Upon completion of this section, you will be able to

  • Describe primary routes of exposure to nitrates and nitrites.

The primary routes of exposure to nitrates and nitrites may differ depending on occupational and non-occupational factors. Non-occupational factors may include

  • Age,
  • Diet,
  • Medications,
  • Hobbies (such as gardening, arc welding, etc.),
  • History of inhalational drug use,
  • Source of drinking/cooking water and how it is supplied,
  • Outdoor activities, as well as
  • The chemical form of the nitrates and nitrites.
Occupational and Paraoccupational Exposures

Occupational exposure occurs primarily through the inhalation and dermal routes. Explosive and fertilizer industry workers may be exposed to nitrate through inhalation of dusts containing nitrate salts.
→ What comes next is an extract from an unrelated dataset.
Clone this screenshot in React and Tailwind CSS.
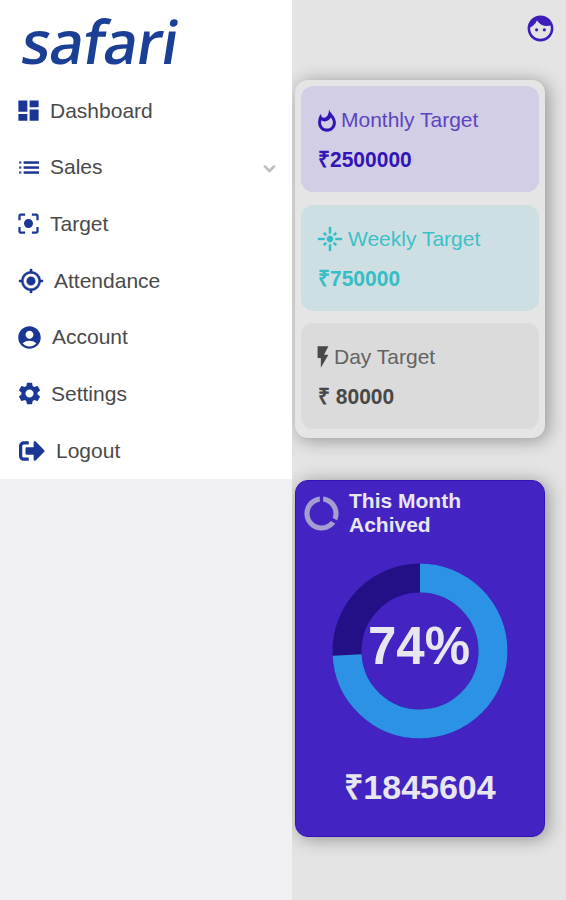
import React from "react";
import {
  MdDashboard,
  MdCenterFocusStrong,
  MdMyLocation,
  MdAccountCircle,
  MdSettings,
  MdFace,
  MdFlare,
  MdFlashOn,
  MdDataUsage,
  MdKeyboardArrowDown,
} from "react-icons/md";
import { FaSignOutAlt } from "react-icons/fa";

function ListIcon({ className }) {
  return (
    <svg viewBox="0 0 20 13" className={className} fill="currentColor">
      <rect x="0" y="0.3" width="2.4" height="2.4" opacity="0.8" />
      <rect x="0" y="5.3" width="2.4" height="2.4" opacity="0.8" />
      <rect x="0" y="10.3" width="2.4" height="2.4" opacity="0.8" />
      <rect x="4.6" y="0.3" width="15.4" height="2.5" />
      <rect x="4.6" y="5.3" width="15.4" height="2.5" />
      <rect x="4.6" y="10.3" width="15.4" height="2.5" />
    </svg>
  );
}

function FlameIcon({ className }) {
  return (
    <svg viewBox="0 0 18 23" className={className}>
      <path
        fill="currentColor"
        fillRule="evenodd"
        d="M11 0.3C11.6 3.8 17.9 7.4 17.9 13.8C17.9 18.8 14 22.7 9 22.7S0.1 18.8 0.1 13.8C0.1 10.6 1 7.2 2.9 4.8C3.1 7.2 3.9 8.8 6 8.8C9.2 8.8 11 5.2 11 0.3ZM12.9 8.6C11.6 11 9.2 12.6 6.4 12.4C5.1 12.3 4.1 11.9 3.4 11.2C3.2 12 3.1 12.8 3.1 13.7C3.1 17.1 5.7 19.6 9 19.6S14.9 17.1 14.9 13.7C14.9 12 14.1 10.1 12.9 8.6Z"
      />
    </svg>
  );
}

const menu = [
  { label: "Dashboard", Icon: MdDashboard, icon: "size-[27px]", cell: "w-[50px] pl-[15px]" },
  { label: "Sales", Icon: ListIcon, icon: "w-[20px] h-[13px]", cell: "w-[50px] pl-[19px]", expandable: true },
  { label: "Target", Icon: MdCenterFocusStrong, icon: "size-[27px]", cell: "w-[50px] pl-[15px]" },
  { label: "Attendance", Icon: MdMyLocation, icon: "size-[26px] stroke-current stroke-[0.4] [&>path[fill=none]]:stroke-none", cell: "w-[54px] pl-[18px]" },
  { label: "Account", Icon: MdAccountCircle, icon: "size-[27px]", cell: "w-[52px] pl-[16px]" },
  { label: "Settings", Icon: MdSettings, icon: "size-[27px]", cell: "w-[51px] pl-[16px]" },
  { label: "Logout", Icon: FaSignOutAlt, icon: "size-[26px]", cell: "w-[56px] pl-[19px]" },
];

const targets = [
  { label: "Monthly Target", amount: "₹2500000", Icon: FlameIcon, icon: "w-[18px] h-[23px] mr-[5px]", box: "bg-[#d2cee6]", title: "text-[#5b45c0]", strong: "text-[#3315b5]" },
  { label: "Weekly Target", amount: "₹750000", Icon: MdFlare, icon: "size-[26px] -ml-px mr-[5px] stroke-current stroke-[0.3] [&>path[fill=none]]:stroke-none", box: "bg-[#cddfe3]", title: "text-[#3dc0c8]", strong: "text-[#36bdc5]" },
  { label: "Day Target", amount: "₹ 80000", Icon: MdFlashOn, icon: "size-[26px] -ml-[8px] -mr-[2px]", box: "bg-[#dbdbdb]", title: "text-[#636363]", strong: "text-[#484848]" },
];

function Sidebar() {
  return (
    <aside className="relative z-10 w-[292px] shrink-0 bg-[#efeff4]">
      <div className="h-[479px] bg-white">
        <div className="flex h-[82px] items-start pl-[19px]">
          <span className="block origin-[0_64px] scale-x-[0.99] -skew-x-[9deg] font-['Open_Sans',sans-serif] text-[60px] leading-[82px] font-semibold tracking-[-1px] text-[#1c3f96]">
            safari
          </span>
        </div>
        <nav className="flex h-[397px] flex-col">
          {menu.map(({ label, Icon, icon, cell, expandable }) => (
            <a key={label} className="flex flex-1 items-center text-[21px] text-[#4a4a4a]">
              <span className={`flex shrink-0 text-[#1b3795] ${cell}`}>
                <Icon className={icon} />
              </span>
              <span>{label}</span>
              {expandable && (
                <MdKeyboardArrowDown className="mt-[3px] mr-[11px] ml-auto size-[23px] stroke-current stroke-1 text-[#c0c0c0] [&>path[fill=none]]:stroke-none" />
              )}
            </a>
          ))}
        </nav>
      </div>
    </aside>
  );
}

function TargetCard({ label, amount, Icon, icon, box, title, strong }) {
  return (
    <div className={`h-[106px] rounded-[12px] pt-[14px] pl-[17px] ${box}`}>
      <div className={`flex h-[40px] items-center text-[21px] ${title}`}>
        <Icon className={`shrink-0 ${icon} ${strong}`} />
        <span>{label}</span>
      </div>
      <div className={`flex h-[40px] scale-y-105 items-center text-[21px] font-bold ${strong}`}>{amount}</div>
    </div>
  );
}

function Donut({ percent }) {
  const length = 2 * Math.PI * 73;
  return (
    <div className="-ml-px grid size-[176px] place-items-center">
      <svg viewBox="0 0 176 176" className="col-start-1 row-start-1 size-[176px] -rotate-90">
        <circle cx="88" cy="88" r="73" fill="none" stroke="#231086" strokeWidth="29" />
        <circle cx="88" cy="88" r="73" fill="none" stroke="#2c92e6" strokeWidth="29" strokeDasharray={`${(length * percent) / 100} ${length}`} />
      </svg>
      <span className="z-10 col-start-1 row-start-1 -mt-[11px] -ml-px scale-y-105 text-[51px] leading-none font-bold">{percent}%</span>
    </div>
  );
}

export default function App() {
  return (
    <div className="flex h-[900px] w-[566px] overflow-hidden bg-[#e4e4e4] font-['Liberation_Sans',Arial,sans-serif]">
      <Sidebar />
      <main className="flex flex-1 flex-col pl-[3px]">
        <header className="flex h-[80px] justify-end pt-[13px] pr-[10px]">
          <MdFace className="size-[31px] text-[#3d1cba]" />
        </header>
        <section className="flex h-[358px] w-[250px] flex-col gap-[12.5px] rounded-[13px] bg-[#e5e5e5] p-[6px] shadow-[3px_2px_18px_rgba(0,0,0,0.36)]">
          {targets.map((t) => (
            <TargetCard key={t.label} {...t} />
          ))}
        </section>
        <section className="mt-[42px] flex h-[357px] w-[250px] flex-col items-center rounded-[13px] border border-[#3712b8] bg-[#4324c2] text-[#e8e6ee] shadow-[3px_2px_18px_rgba(0,0,0,0.36)]">
          <div className="flex h-[82px] w-full items-start pl-[5px]">
            <MdDataUsage className="mt-[12px] size-[41px] text-[#a49fd0]" />
            <h2 className="mt-[8px] ml-[7px] w-[130px] text-[21px] leading-[24px] font-bold">This Month Achived</h2>
          </div>
          <Donut percent={74} />
          <p className="mt-[28px] text-[34px] leading-[40px] font-bold">₹1845604</p>
        </section>
      </main>
    </div>
  );
}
Dusts can also dissolve in sweat exposing skin to concentrated solutions of the salts. Farmers may experience periodic exposures depending on their activities, especially with regard to the handling of fertilizers. Exposure of family members to nitrates from dusts brought home on work clothes has been reported [Rosenman 2007].

Non-occupational Exposures

The primary route of non-occupational exposure is ingestion of water or foodstuffs that contain high levels of nitrates or nitrites. Inhalation exposures may occur from inhalant drug use and dermal exposures may occur from some topical medications. These would be special instances and not the primary routes of exposure for the general population.

Key Points
  • Primary occupational routes of exposure to nitrates and nitrites include inhalation and dermal routes.
  • The primary route of exposure to nitrates and nitrites for the general population is ingestion.
  • Inhalation and dermal exposures have been reported in non-occupational settings under certain circumstances, but are not the primary routes of exposure for the general population.